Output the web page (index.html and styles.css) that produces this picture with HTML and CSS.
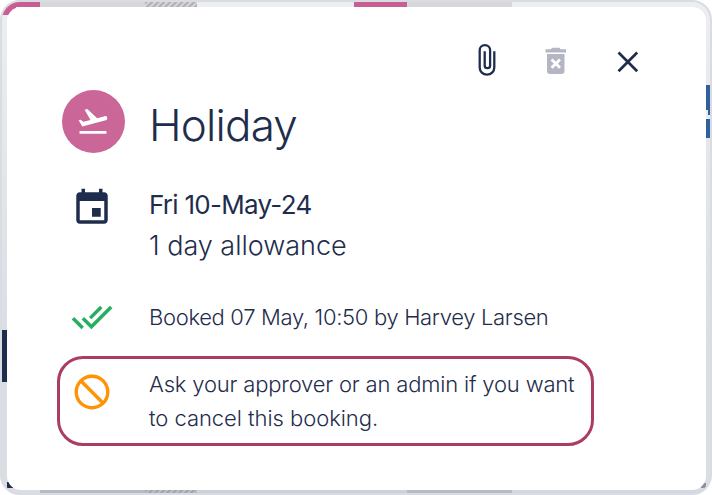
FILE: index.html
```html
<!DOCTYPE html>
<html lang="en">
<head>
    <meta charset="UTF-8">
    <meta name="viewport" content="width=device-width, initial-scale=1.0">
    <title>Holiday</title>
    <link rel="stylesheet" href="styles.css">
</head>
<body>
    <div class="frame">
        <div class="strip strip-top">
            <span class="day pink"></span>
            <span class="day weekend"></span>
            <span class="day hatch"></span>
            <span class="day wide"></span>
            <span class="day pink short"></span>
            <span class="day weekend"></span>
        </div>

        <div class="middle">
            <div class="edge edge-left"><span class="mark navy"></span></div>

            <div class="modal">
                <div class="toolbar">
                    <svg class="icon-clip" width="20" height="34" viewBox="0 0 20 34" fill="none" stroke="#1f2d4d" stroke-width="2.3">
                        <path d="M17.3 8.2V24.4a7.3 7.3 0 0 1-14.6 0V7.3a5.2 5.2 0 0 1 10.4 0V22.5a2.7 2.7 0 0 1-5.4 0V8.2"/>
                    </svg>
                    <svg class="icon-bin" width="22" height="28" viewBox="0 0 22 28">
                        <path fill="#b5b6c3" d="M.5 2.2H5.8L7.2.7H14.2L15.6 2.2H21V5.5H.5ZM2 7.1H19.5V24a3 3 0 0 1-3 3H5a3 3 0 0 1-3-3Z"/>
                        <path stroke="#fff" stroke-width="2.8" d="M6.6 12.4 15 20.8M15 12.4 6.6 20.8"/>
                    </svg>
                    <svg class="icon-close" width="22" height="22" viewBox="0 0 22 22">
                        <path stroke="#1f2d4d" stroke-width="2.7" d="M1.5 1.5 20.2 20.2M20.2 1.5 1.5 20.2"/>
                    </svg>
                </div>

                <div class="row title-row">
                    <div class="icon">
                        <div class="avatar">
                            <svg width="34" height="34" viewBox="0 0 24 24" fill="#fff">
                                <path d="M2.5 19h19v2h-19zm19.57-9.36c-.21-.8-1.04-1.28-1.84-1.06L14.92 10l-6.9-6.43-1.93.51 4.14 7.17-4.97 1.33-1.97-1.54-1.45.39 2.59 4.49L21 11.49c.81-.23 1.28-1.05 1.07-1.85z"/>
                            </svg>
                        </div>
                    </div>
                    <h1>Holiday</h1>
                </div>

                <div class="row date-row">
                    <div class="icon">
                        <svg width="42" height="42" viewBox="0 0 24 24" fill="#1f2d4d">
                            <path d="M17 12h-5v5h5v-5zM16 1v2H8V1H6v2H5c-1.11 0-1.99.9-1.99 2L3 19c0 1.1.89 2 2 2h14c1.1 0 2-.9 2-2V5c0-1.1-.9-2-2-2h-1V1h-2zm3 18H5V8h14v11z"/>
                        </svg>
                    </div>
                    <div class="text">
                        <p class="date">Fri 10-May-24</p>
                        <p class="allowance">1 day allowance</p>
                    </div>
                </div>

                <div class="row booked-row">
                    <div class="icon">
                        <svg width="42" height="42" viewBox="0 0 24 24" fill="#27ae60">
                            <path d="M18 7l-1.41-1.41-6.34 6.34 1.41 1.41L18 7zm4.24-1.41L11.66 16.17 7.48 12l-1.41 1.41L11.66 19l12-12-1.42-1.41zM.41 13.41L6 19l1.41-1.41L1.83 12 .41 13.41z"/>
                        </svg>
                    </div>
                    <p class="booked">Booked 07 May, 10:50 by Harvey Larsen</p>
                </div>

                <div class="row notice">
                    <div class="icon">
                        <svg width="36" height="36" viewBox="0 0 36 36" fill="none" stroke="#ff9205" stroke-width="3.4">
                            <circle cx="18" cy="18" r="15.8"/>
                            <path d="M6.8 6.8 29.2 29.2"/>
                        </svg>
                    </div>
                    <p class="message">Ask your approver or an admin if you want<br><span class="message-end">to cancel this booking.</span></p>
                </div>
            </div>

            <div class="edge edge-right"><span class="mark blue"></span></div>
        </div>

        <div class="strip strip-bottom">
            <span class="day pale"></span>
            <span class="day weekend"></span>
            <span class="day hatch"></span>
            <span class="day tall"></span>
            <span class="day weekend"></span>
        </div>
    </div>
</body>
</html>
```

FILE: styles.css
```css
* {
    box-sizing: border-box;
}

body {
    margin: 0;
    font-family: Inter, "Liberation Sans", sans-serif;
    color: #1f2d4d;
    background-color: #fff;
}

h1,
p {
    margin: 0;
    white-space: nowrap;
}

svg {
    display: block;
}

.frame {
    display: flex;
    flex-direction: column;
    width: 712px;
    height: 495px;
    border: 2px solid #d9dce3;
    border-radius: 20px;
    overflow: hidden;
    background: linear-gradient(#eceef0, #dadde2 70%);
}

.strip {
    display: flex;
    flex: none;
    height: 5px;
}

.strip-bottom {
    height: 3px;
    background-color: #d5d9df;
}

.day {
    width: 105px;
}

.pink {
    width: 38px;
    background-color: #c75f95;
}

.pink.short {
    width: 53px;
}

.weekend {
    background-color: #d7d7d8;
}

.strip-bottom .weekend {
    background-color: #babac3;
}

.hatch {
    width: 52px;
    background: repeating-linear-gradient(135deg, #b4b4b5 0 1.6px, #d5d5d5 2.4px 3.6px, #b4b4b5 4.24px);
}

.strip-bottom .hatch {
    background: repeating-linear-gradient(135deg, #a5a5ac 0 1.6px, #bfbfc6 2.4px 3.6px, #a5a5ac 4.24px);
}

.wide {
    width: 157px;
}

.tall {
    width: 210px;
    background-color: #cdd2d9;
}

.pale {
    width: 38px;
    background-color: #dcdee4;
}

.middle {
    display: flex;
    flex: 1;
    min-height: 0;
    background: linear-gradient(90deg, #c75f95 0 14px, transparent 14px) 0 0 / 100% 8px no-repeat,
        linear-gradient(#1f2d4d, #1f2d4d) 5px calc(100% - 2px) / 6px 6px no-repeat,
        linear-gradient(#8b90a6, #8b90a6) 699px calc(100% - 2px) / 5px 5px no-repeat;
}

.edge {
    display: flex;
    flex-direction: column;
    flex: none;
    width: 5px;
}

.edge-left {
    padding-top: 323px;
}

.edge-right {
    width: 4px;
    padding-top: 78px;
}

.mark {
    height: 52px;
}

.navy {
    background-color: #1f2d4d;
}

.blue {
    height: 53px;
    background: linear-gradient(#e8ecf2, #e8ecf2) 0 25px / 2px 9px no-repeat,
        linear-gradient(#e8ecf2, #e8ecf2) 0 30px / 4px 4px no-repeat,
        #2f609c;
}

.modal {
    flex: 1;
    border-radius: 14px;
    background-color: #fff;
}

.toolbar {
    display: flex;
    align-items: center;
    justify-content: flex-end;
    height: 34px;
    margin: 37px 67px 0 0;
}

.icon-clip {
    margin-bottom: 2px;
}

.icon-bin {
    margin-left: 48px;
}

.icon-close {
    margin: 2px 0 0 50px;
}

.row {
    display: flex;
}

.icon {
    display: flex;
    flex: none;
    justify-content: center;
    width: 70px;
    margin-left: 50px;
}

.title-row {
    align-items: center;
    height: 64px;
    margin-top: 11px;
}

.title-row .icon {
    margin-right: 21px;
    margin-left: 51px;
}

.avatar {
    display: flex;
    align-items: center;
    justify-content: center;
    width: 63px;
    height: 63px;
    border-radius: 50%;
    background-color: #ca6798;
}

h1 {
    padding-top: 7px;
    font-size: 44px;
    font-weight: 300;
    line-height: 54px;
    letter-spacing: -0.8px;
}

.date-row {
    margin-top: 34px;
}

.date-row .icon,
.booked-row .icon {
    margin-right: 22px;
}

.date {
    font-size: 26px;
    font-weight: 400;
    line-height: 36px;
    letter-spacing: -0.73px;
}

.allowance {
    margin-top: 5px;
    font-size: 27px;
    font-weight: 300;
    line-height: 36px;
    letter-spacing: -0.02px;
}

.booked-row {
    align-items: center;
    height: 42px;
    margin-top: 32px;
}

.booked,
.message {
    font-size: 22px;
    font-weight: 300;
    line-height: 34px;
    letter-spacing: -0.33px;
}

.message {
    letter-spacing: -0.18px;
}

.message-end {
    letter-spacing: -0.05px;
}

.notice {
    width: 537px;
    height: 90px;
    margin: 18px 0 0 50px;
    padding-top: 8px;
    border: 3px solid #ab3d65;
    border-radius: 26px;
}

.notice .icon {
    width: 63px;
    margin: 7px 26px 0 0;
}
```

--

▸ Task description
Which lines contain the word "styles"? Copy each one.

▸ Final result
Output the web page (index.html and styles.css) that produces this picture with HTML and CSS.
    <link rel="stylesheet" href="styles.css">
FILE: styles.css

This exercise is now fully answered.